Olivero, the complex’s technical director, said the potential impact of additive manufacturing on depot operations is significant. Replacement engine parts, for example, that are currently bought, shipped to the depot, stored in inventory and pulled when needed could instead be printed on demand directly at repair and overhaul sites as 3-D printing advances.

The Air Force’s oldest planes, such as the venerable B-52 Stratofortress, often need parts that haven’t been manufactured for decades. Using 3-D laser mapping and other techniques, existing parts can be reverse engineered, and even improved, at air maintenance depots.

“The speed of it and the flexibility of it will very much improve our industrial base, where we’re repairing aircraft that are getting older and older,” Olivero said. “We have more and more instances of parts that we can’t get. All of this will help us be a better logistics center.”

Engineers designing new or improved parts could also get their final products out more rapidly. Traditional lathe machining, a subtractive process that carves parts out of blocks of material, can take months of machining time if a complex part needs multiple prototypes before it’s perfected, Olivero said.

“With additive manufacturing, that part may take a couple of hours to print and you can actually go through five or six iterations in days,” Olivero said. “Even if your final part is going to be machined, you can print it in plastic five times to make sure it’s got the correct geometries, the right tolerances, the correct interfaces, and then machine the final one.”

Additive manufacturing also has disadvantages in some cases, Olivero said. Some jet engine components must withstand extremely high temperatures and physical stresses. Parts milled traditionally from a block of forged titanium, for example, tend to have better molecular properties for that job than an identical 3-D-printed titanium part.

“For metals in particular, the additive manufactured properties are typically somewhat lower, so what you gain in speed and flexibility, you lose some mechanical properties,” Olivero said. “You can get good characteristics compared to 10 or 20 years ago, but it’s not as good yet.”

The scope of the strategic plan, scheduled to be completed in the coming months, is broad and will cover questions such as how to build engineers’ expertise with 3-D printing and what to do with troves of 3-D computer models that will be created.

“We know how to manage 2-D models,” Olivero said. “We have files of paper drawings. We have technical orders with drawings in them. Now we have to figure out how to store, classify, maintain and configure all of those 3-D models.

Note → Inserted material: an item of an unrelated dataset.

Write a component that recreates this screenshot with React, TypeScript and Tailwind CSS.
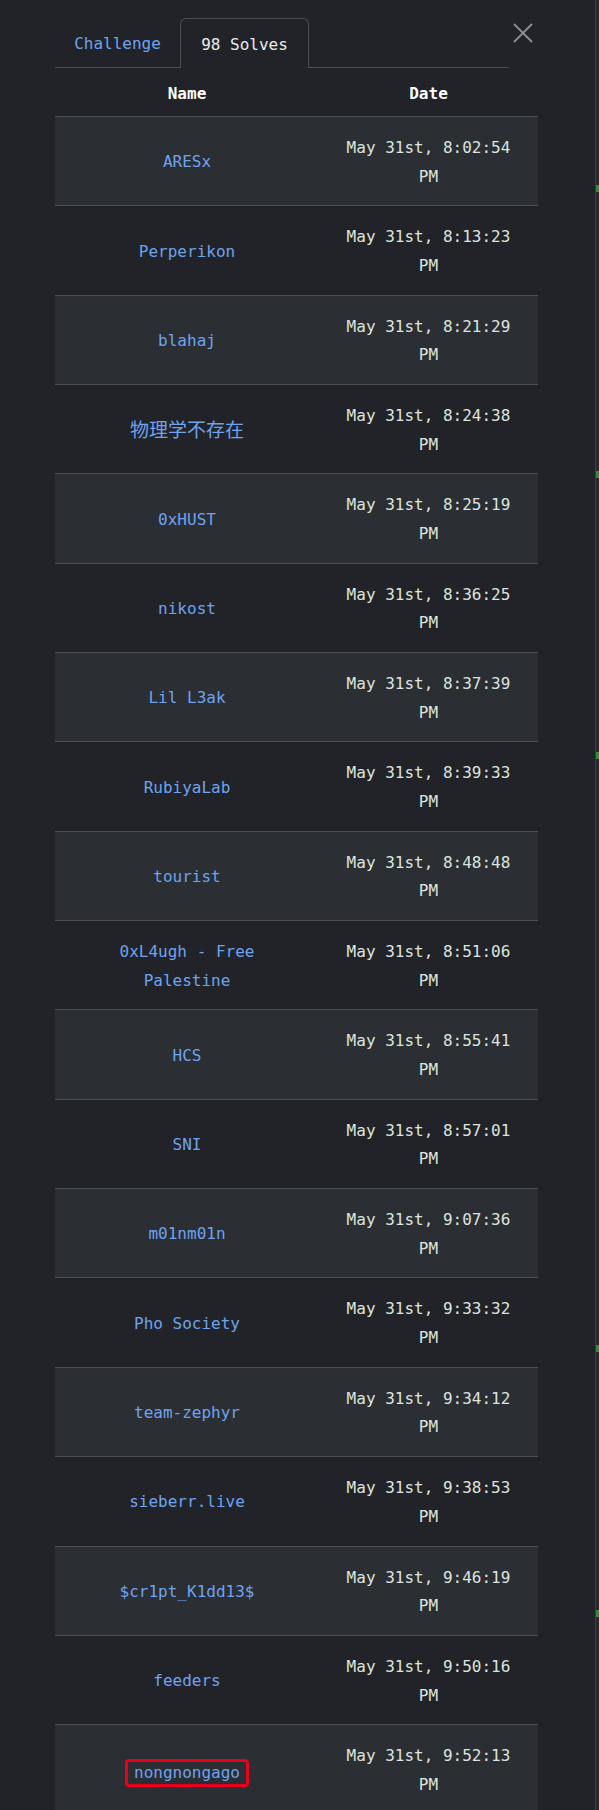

“It’s a completely different paradigm,” Olivero said. “There are new challenges, new processes and new capabilities, and we need to work out how to make all that work together for our benefit.”

According to Jamie Gilbert, the OC-ALC industrial process authority, “The biggest challenge is going to be changing the mentality of our engineering and technician workforce because right now most of the people in the complex aren’t used to additive manufacturing and working with 3-D models to manufacture parts and to design repairs.

“Even many of our young engineers who were just out of college four or five years ago, it’s mostly new for them,” Gilbert continued. “We’re going to have to learn how to incorporate it and insert it into our manufacturing machine.”